**Set problem:** Print only the lines from the top of the data through the line with "import React from 'react'", both included, skipping every picture.

**Provided data:**
──────────
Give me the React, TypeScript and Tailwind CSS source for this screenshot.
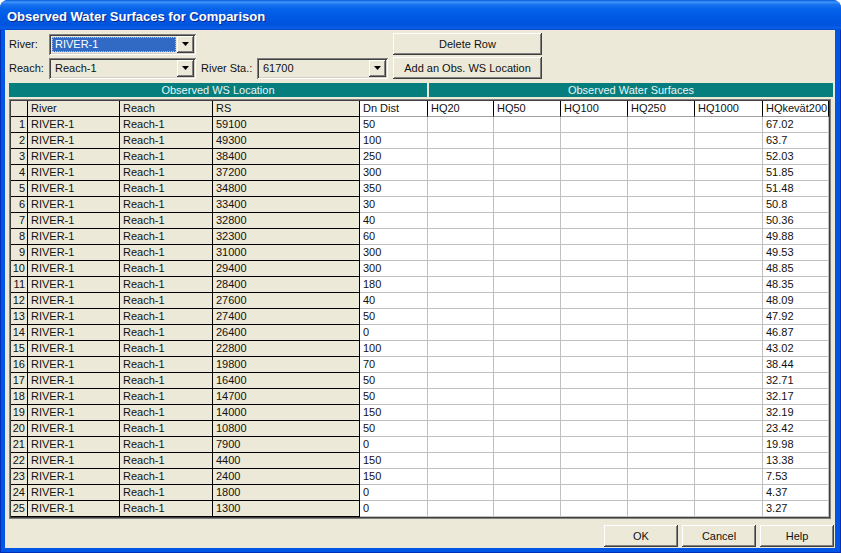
import React from 'react'

const rows: [string, string, string][] = [
    ['59100', '50', '67.02'],
    ['49300', '100', '63.7'],
    ['38400', '250', '52.03'],
    ['37200', '300', '51.85'],
    ['34800', '350', '51.48'],
    ['33400', '30', '50.8'],
    ['32800', '40', '50.36'],
    ['32300', '60', '49.88'],
    ['31000', '300', '49.53'],
    ['29400', '300', '48.85'],
    ['28400', '180', '48.35'],
    ['27600', '40', '48.09'],
    ['27400', '50', '47.92'],
    ['26400', '0', '46.87'],
    ['22800', '100', '43.02'],
    ['19800', '70', '38.44'],
    ['16400', '50', '32.71'],
    ['14700', '50', '32.17'],
    ['14000', '150', '32.19'],
    ['10800', '50', '23.42'],
    ['7900', '0', '19.98'],
    ['4400', '150', '13.38'],
    ['2400', '150', '7.53'],
    ['1800', '0', '4.37'],
    ['1300', '0', '3.27'],
]

const cols = [
    { title: '', w: 'w-[17px]' },
    { title: 'River', w: 'w-[92px]' },
    { title: 'Reach', w: 'w-[93px]' },
    { title: 'RS', w: 'w-[147px]' },
    { title: 'Dn Dist', w: 'w-[68px]' },
    { title: 'HQ20', w: 'w-[66px]' },
    { title: 'HQ50', w: 'w-[67px]' },
    { title: 'HQ100', w: 'w-[67px]' },
    { title: 'HQ250', w: 'w-[67px]' },
    { title: 'HQ1000', w: 'w-[68px]' },
    { title: 'HQkevät200', w: 'w-[66px]' },
]

const raised =
    'shadow-[inset_-1px_-1px_0_#404040,inset_1px_1px_0_#ffffff,inset_-2px_-2px_0_#808080,inset_2px_2px_0_#ece9d8]'
const sunken =
    'shadow-[inset_1px_1px_0_#808080,inset_-1px_-1px_0_#ffffff,inset_2px_2px_0_#404040,inset_-2px_-2px_0_#d4d0c8]'

function Arrow() {
    return (
        <svg width="7" height="4" viewBox="0 0 7 4">
            <polygon points="0,0 7,0 3.5,4" fill="#000" />
        </svg>
    )
}

function Combo({ w, text, selected }: { w: string; text: string; selected?: boolean }) {
    return (
        <div className={`flex h-[21px] ${w} p-[2px] bg-[#ece9d8] ${sunken}`}>
            <div className="flex-1 flex items-stretch pl-[1px] pr-[1px] py-[1px]">
                {selected ? (
                    <div className="flex-1 flex items-center pl-[2px] bg-[#316ac5] text-white border border-dotted border-[#aebfe6]">
                        {text}
                    </div>
                ) : (
                    <div className="flex-1 flex items-center pl-[3px]">{text}</div>
                )}
            </div>
            <div className={`w-[17px] flex items-center justify-center bg-[#ece9d8] ${raised}`}>
                <Arrow />
            </div>
        </div>
    )
}

function Button({ w, label }: { w: string; label: string }) {
    return (
        <div className={`${w} h-[22px] flex items-center justify-center bg-[#ece9d8] ${raised}`}>
            {label}
        </div>
    )
}

export default function App() {
    return (
        <div className="w-[841px] h-[553px] bg-white text-[11px] text-[#111] font-['Liberation_Sans',Arial,sans-serif] leading-none">
            <div className="w-full h-full flex flex-col rounded-t-[8px] overflow-hidden bg-[#0055e5]">
                {/* title bar */}
                <div className="h-[30px] flex items-center pl-[7px] pt-[3px] bg-[linear-gradient(180deg,#0a5bd8_0%,#3d95ff_7%,#1a74f0_15%,#0563ea_30%,#0058e3_60%,#0054de_85%,#0b60e8_94%,#0046c8_100%)]">
                    <span className="text-white font-bold text-[13px] [text-shadow:1px_1px_0_#0a2a8a]">
                        Observed Water Surfaces for Comparison
                    </span>
                </div>

                <div className="flex-1 flex pl-[4px] pr-[5px] pb-[4px] border-l border-r border-b border-[#0030b8]">
                    <div className="flex-1 flex flex-col bg-[#ece9d8] pt-[2px]">
                        {/* controls */}
                        <div className="flex items-center h-[22px] pl-[4px] mt-[1px]">
                            <div className="w-[40px]">River:</div>
                            <Combo w="w-[147px]" text="RIVER-1" selected />
                            <div className="ml-[197px]">
                                <Button w="w-[149px]" label="Delete Row" />
                            </div>
                        </div>
                        <div className="flex items-center h-[22px] mt-[2px] pl-[4px]">
                            <div className="w-[40px]">Reach:</div>
                            <Combo w="w-[147px]" text="Reach-1" />
                            <div className="w-[61px] pl-[5px]">River Sta.:</div>
                            <Combo w="w-[131px]" text="61700" />
                            <div className="ml-[5px]">
                                <Button w="w-[149px]" label="Add an Obs. WS Location" />
                            </div>
                        </div>

                        {/* group header */}
                        <div className="flex ml-[4px] mt-[4px] w-[824px] h-[14px] text-[#eaf4f4]">
                            <div className="w-[418px] bg-[#077e7e] flex items-center justify-center">Observed WS Location</div>
                            <div className="w-[2px]" />
                            <div className="flex-1 bg-[#077e7e] flex items-center justify-center">Observed Water Surfaces</div>
                        </div>

                        {/* grid */}
                        <div className="ml-[4px] mt-[2px] w-[822px] border border-[#808080]">
                            <div className="border border-[#404040] bg-white">
                                <div className="flex h-[16px]">
                                    {cols.map((c, i) => (
                                        <div
                                            key={i}
                                            className={`${c.w} flex items-center pl-[3px] border-r border-b border-r-black ${
                                                i < 4 ? 'bg-[#ece9d8] border-b-black' : 'bg-white border-b-[#a0a0a0]'
                                            }`}
                                        >
                                            {c.title}
                                        </div>
                                    ))}
                                </div>
                                {rows.map((r, ri) => {
                                    const vals = [
                                        String(ri + 1),
                                        'RIVER-1',
                                        'Reach-1',
                                        r[0],
                                        r[1],
                                        '',
                                        '',
                                        '',
                                        '',
                                        '',
                                        r[2],
                                    ]
                                    return (
                                        <div key={ri} className="flex h-[16px]">
                                            {vals.map((v, i) => (
                                                <div
                                                    key={i}
                                                    className={`${cols[i].w} flex items-center border-r border-b ${
                                                        i === 0
                                                            ? 'justify-end pr-[2px] bg-[#ece9d8] border-black'
                                                            : i < 4
                                                            ? 'pl-[3px] bg-[#ece9d8] border-black'
                                                            : 'pl-[3px] bg-white border-[#c0c0c0]'
                                                    }`}
                                                >
                                                    {v}
                                                </div>
                                            ))}
                                        </div>
                                    )
                                })}
                            </div>
                        </div>

                        {/* dialog buttons */}
                        <div className="flex justify-end gap-[4px] pr-[1px] mt-[6px]">
                            <Button w="w-[74px]" label="OK" />
                            <Button w="w-[74px]" label="Cancel" />
                            <Button w="w-[74px]" label="Help" />
                        </div>
                    </div>
                </div>
            </div>
        </div>
    )
}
──────────
**Response:**
Give me the React, TypeScript and Tailwind CSS source for this screenshot.
import React from 'react'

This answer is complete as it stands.